**Given material:**
################
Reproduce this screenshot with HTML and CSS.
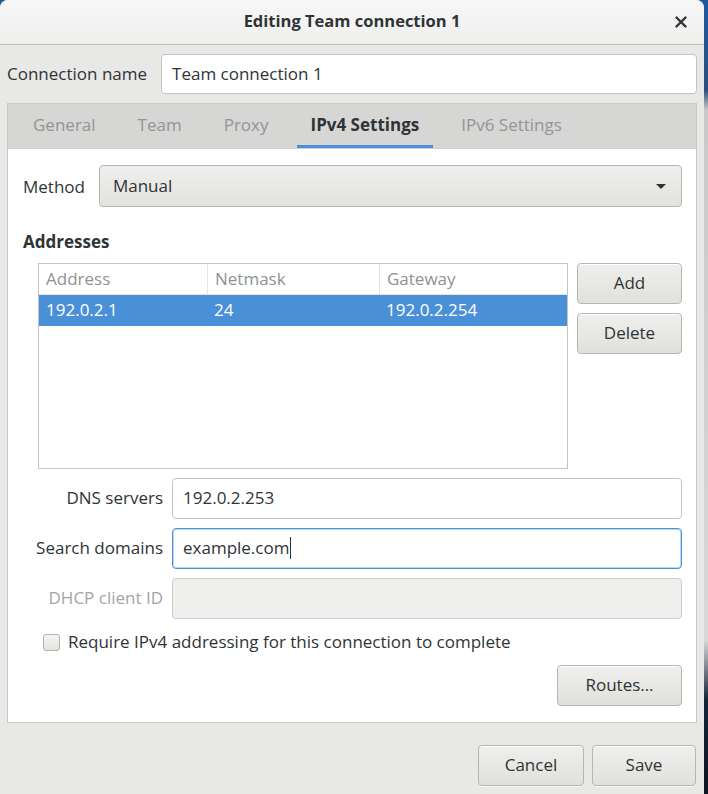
FILE: index.html
```html
<!DOCTYPE html>
<html lang="en">
<head>
    <meta charset="UTF-8">
    <meta name="viewport" content="width=device-width, initial-scale=1.0">
    <title>Editing Team connection 1</title>
    <link rel="stylesheet" href="styles.css">
</head>
<body>
    <div class="window">
        <header class="titlebar">
            <span class="title">Editing Team connection 1</span>
            <button class="close" aria-label="Close">
                <svg width="12" height="12" viewBox="0 0 12 12">
                    <path d="M1.5 1.5 L10.5 10.5 M10.5 1.5 L1.5 10.5" stroke="#2e3436" stroke-width="2.4" stroke-linecap="round"/>
                </svg>
            </button>
        </header>

        <main class="dialog">
            <div class="name-row">
                <span class="label">Connection name</span>
                <div class="entry name-entry">Team connection 1</div>
            </div>

            <div class="notebook">
                <nav class="tabs">
                    <span class="tab">General</span>
                    <span class="tab">Team</span>
                    <span class="tab">Proxy</span>
                    <span class="tab active">IPv4 Settings</span>
                    <span class="tab">IPv6 Settings</span>
                </nav>

                <section class="page">
                    <div class="method-row">
                        <span class="label">Method</span>
                        <div class="combo">
                            <span>Manual</span>
                            <span class="arrow"></span>
                        </div>
                    </div>

                    <h3 class="section-title">Addresses</h3>

                    <div class="addresses">
                        <div class="tree">
                            <div class="tree-row tree-head">
                                <span>Address</span>
                                <span>Netmask</span>
                                <span>Gateway</span>
                            </div>
                            <div class="tree-row selected">
                                <span>192.0.2.1</span>
                                <span>24</span>
                                <span>192.0.2.254</span>
                            </div>
                        </div>
                        <div class="side-buttons">
                            <button class="btn">Add</button>
                            <button class="btn">Delete</button>
                        </div>
                    </div>

                    <div class="form-grid">
                        <span class="label">DNS servers</span>
                        <div class="entry">192.0.2.253</div>

                        <span class="label">Search domains</span>
                        <div class="entry focused">example.com<span class="caret"></span></div>

                        <span class="label disabled">DHCP client ID</span>
                        <div class="entry insensitive"></div>
                    </div>

                    <label class="check">
                        <span class="box"></span>
                        <span>Require IPv4 addressing for this connection to complete</span>
                    </label>

                    <div class="routes-row">
                        <button class="btn routes">Routes…</button>
                    </div>
                </section>
            </div>

            <div class="actions">
                <button class="btn cancel">Cancel</button>
                <button class="btn save">Save</button>
            </div>
        </main>
    </div>
</body>
</html>
```

FILE: styles.css
```css
* {
    box-sizing: border-box;
}
html, body {
    margin: 0;
    height: 100%;
}
body {
    background: linear-gradient(to bottom, #1d5aa0 0, #2b4f7e 90px, #c9c9c9 110px, #d8d8d8 640px, #15233a 700px, #0d1422 100%);
    font-family: "Open Sans", "DejaVu Sans", sans-serif;
    font-size: 17px;
    color: #2e3436;
    overflow: hidden;
}
.window {
    width: 704px;
    height: 794px;
    background: #e8e8e7;
    border-radius: 8px 8px 0 0;
    overflow: hidden;
    display: flex;
    flex-direction: column;
}

/* header bar */
.titlebar {
    height: 45px;
    flex: none;
    display: flex;
    align-items: center;
    justify-content: center;
    position: relative;
    background: linear-gradient(to bottom, #f7f7f7, #efefee);
    border-bottom: 1px solid #bfbfbc;
}
.title {
    font-weight: 700;
    font-size: 16.5px;
    margin-top: -3px;
}
.close {
    position: absolute;
    right: 16px;
    top: 15px;
    width: 14px;
    height: 14px;
    padding: 0;
    border: 0;
    background: none;
    display: flex;
    align-items: center;
    justify-content: center;
}

.dialog {
    flex: 1;
    display: flex;
    flex-direction: column;
    padding: 9px 7px 8px 7px;
}
.label {
    white-space: nowrap;
}
.label.disabled {
    color: #a3a5a5;
}

/* entries */
.entry {
    height: 41px;
    background: #fff;
    border: 1px solid #c4c4c0;
    border-radius: 4px;
    padding: 0 10px 2px;
    display: flex;
    align-items: center;
}
.entry.focused {
    border-color: #4a90d9;
    box-shadow: inset 0 0 0 1px rgba(74, 144, 217, 0.35);
}
.entry.insensitive {
    background: #efefee;
    border-color: #cdcdca;
}
.caret {
    display: inline-block;
    width: 1px;
    height: 22px;
    background: #2e3436;
    margin-left: 1px;
}

.name-row {
    display: flex;
    align-items: center;
    gap: 14px;
}
.name-row .label {
    margin-top: -2px;
}
.name-row .name-entry {
    flex: 1;
    height: 40px;
}

/* notebook */
.notebook {
    margin-top: 9px;
    height: 620px;
    border: 1px solid #c9c9c6;
    display: flex;
    flex-direction: column;
    background: #fff;
}
.tabs {
    height: 45px;
    flex: none;
    background: #d6d6d5;
    display: flex;
    align-items: stretch;
    gap: 14px;
    padding-left: 11px;
    border-bottom: 1px solid #cfcfcc;
}
.tab {
    padding: 0 14px;
    display: flex;
    align-items: center;
    color: #929595;
    border-bottom: 3px solid transparent;
}
.tab.active {
    color: #2e3436;
    font-weight: 700;
    border-bottom-color: #4a90d9;
}

.page {
    flex: 1;
    padding: 16px 14px 15px 15px;
    display: flex;
    flex-direction: column;
}
.method-row {
    display: flex;
    align-items: center;
    gap: 14px;
}
.combo {
    flex: 1;
    height: 42px;
    border: 1px solid #b6b6b3;
    border-radius: 4px;
    background: linear-gradient(to bottom, #eeeeec, #e2e2df);
    display: flex;
    align-items: center;
    justify-content: space-between;
    padding: 0 15px 2px 13px;
}
.arrow {
    width: 0;
    height: 0;
    border-left: 5px solid transparent;
    border-right: 5px solid transparent;
    border-top: 5px solid #2e3436;
    margin-top: 2px;
}
.section-title {
    margin: 24px 0 10px;
    font-size: 17px;
    font-weight: 700;
    line-height: 22px;
}

/* address list */
.addresses {
    display: flex;
    gap: 9px;
    margin-left: 15px;
}
.tree {
    width: 530px;
    height: 206px;
    border: 1px solid #c4c4c0;
    background: #fff;
}
.tree-row {
    display: grid;
    grid-template-columns: 168px 172px 1fr;
    height: 31px;
}
.tree-row span {
    display: flex;
    align-items: center;
    padding: 0 0 2px 7px;
}
.tree-head {
    color: #8f9293;
    border-bottom: 1px solid #e4e4e2;
}
.tree-head span + span {
    border-left: 1px solid #e4e4e2;
}
.tree-row.selected {
    background: #4a90d9;
    color: #fff;
}
.side-buttons {
    display: flex;
    flex-direction: column;
    gap: 9px;
}

/* buttons */
.btn {
    font-family: inherit;
    font-size: 17px;
    color: #2e3436;
    height: 41px;
    width: 105px;
    border: 1px solid #b6b6b3;
    border-radius: 4px;
    background: linear-gradient(to bottom, #efefed, #e0e0dd);
    box-shadow: inset 0 1px #fff, 0 1px rgba(255, 255, 255, 0.6);
    padding: 0 0 2px;
}

.form-grid {
    display: grid;
    grid-template-columns: 140px 1fr;
    column-gap: 9px;
    row-gap: 9px;
    margin-top: 9px;
}
.form-grid .label {
    text-align: right;
    align-self: center;
    margin-top: -2px;
}

.check {
    display: flex;
    align-items: center;
    gap: 8px;
    margin: 11px 0 0 20px;
    height: 22px;
}
.box {
    width: 17px;
    height: 17px;
    border: 1px solid #b1b1ae;
    border-radius: 3px;
    background: linear-gradient(to bottom, #f4f4f2, #e3e3e0);
    margin-top: 2px;
}

.routes-row {
    display: flex;
    justify-content: flex-end;
    margin-top: 13px;
}
.btn.routes {
    width: 125px;
}

.actions {
    display: flex;
    justify-content: flex-end;
    gap: 8px;
    margin-top: auto;
    padding-right: 1px;
}
.btn.cancel {
    width: 106px;
}
.btn.save {
    width: 104px;
}
```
################
**Problem to solve:**
Give only the number of lines in the material above where the string "this" appears.

**Output:**
2